**TASK**
The data below should be printed in full, exactly, and without any of its images.

**RECORDED DATA**
━━━━━━━━━━━━━━━━

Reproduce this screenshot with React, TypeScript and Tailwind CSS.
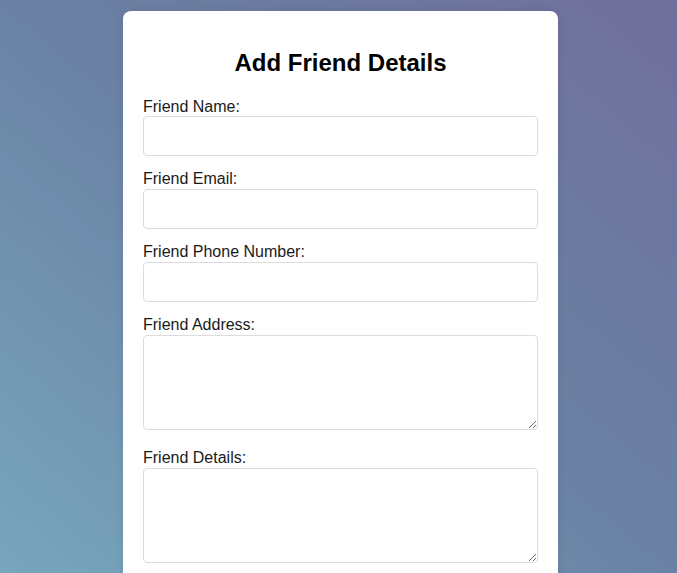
export default function App() {
  const field = "block w-full rounded-[4px] border border-[#dcdcdc] bg-white px-[10px] py-[10px] text-base outline-none";
  const label = "block text-base leading-[18px] text-[#1a1a1a]";

  return (
    <div
      className="flex h-[573px] justify-center overflow-hidden bg-[linear-gradient(to_top_right,#78a6be_0%,#6a82a4_50%,#706f9b_100%)] pl-[4px]"
      style={{ fontFamily: '"Liberation Sans", Arial, sans-serif' }}
    >
      <div className="mt-[11px] h-fit w-[435px] rounded-lg bg-white px-5 pt-[18px] pb-5 shadow-[0_0_10px_rgba(0,0,0,0.08)]">
        <h2 className="mt-5 mb-[21px] text-center text-2xl leading-[28px] font-bold text-black">Add Friend Details</h2>
        <form className="flex flex-col">
          <label className={label}>Friend Name:</label>
          <input type="text" className={`${field} mb-[14px] h-[40px]`} />
          <label className={label}>Friend Email:</label>
          <input type="email" className={`${field} mt-[1px] mb-[14px] h-[40px]`} />
          <label className={label}>Friend Phone Number:</label>
          <input type="tel" className={`${field} mt-[1px] mb-[14px] h-[40px]`} />
          <label className={label}>Friend Address:</label>
          <textarea className={`${field} mt-[1px] mb-[19px] h-[95px] resize-y`} />
          <label className={label}>Friend Details:</label>
          <textarea className={`${field} mt-[1px] mb-[20px] h-[95px] resize-y`} />
        </form>
      </div>
    </div>
  );
}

━━━━━━━━━━━━━━━━

**RESPONSE TO THE TASK**
Reproduce this screenshot with React, TypeScript and Tailwind CSS.
export default function App() {
  const field = "block w-full rounded-[4px] border border-[#dcdcdc] bg-white px-[10px] py-[10px] text-base outline-none";
  const label = "block text-base leading-[18px] text-[#1a1a1a]";

  return (
    <div
      className="flex h-[573px] justify-center overflow-hidden bg-[linear-gradient(to_top_right,#78a6be_0%,#6a82a4_50%,#706f9b_100%)] pl-[4px]"
      style={{ fontFamily: '"Liberation Sans", Arial, sans-serif' }}
    >
      <div className="mt-[11px] h-fit w-[435px] rounded-lg bg-white px-5 pt-[18px] pb-5 shadow-[0_0_10px_rgba(0,0,0,0.08)]">
        <h2 className="mt-5 mb-[21px] text-center text-2xl leading-[28px] font-bold text-black">Add Friend Details</h2>
        <form className="flex flex-col">
          <label className={label}>Friend Name:</label>
          <input type="text" className={`${field} mb-[14px] h-[40px]`} />
          <label className={label}>Friend Email:</label>
          <input type="email" className={`${field} mt-[1px] mb-[14px] h-[40px]`} />
          <label className={label}>Friend Phone Number:</label>
          <input type="tel" className={`${field} mt-[1px] mb-[14px] h-[40px]`} />
          <label className={label}>Friend Address:</label>
          <textarea className={`${field} mt-[1px] mb-[19px] h-[95px] resize-y`} />
          <label className={label}>Friend Details:</label>
          <textarea className={`${field} mt-[1px] mb-[20px] h-[95px] resize-y`} />
        </form>
      </div>
    </div>
  );
}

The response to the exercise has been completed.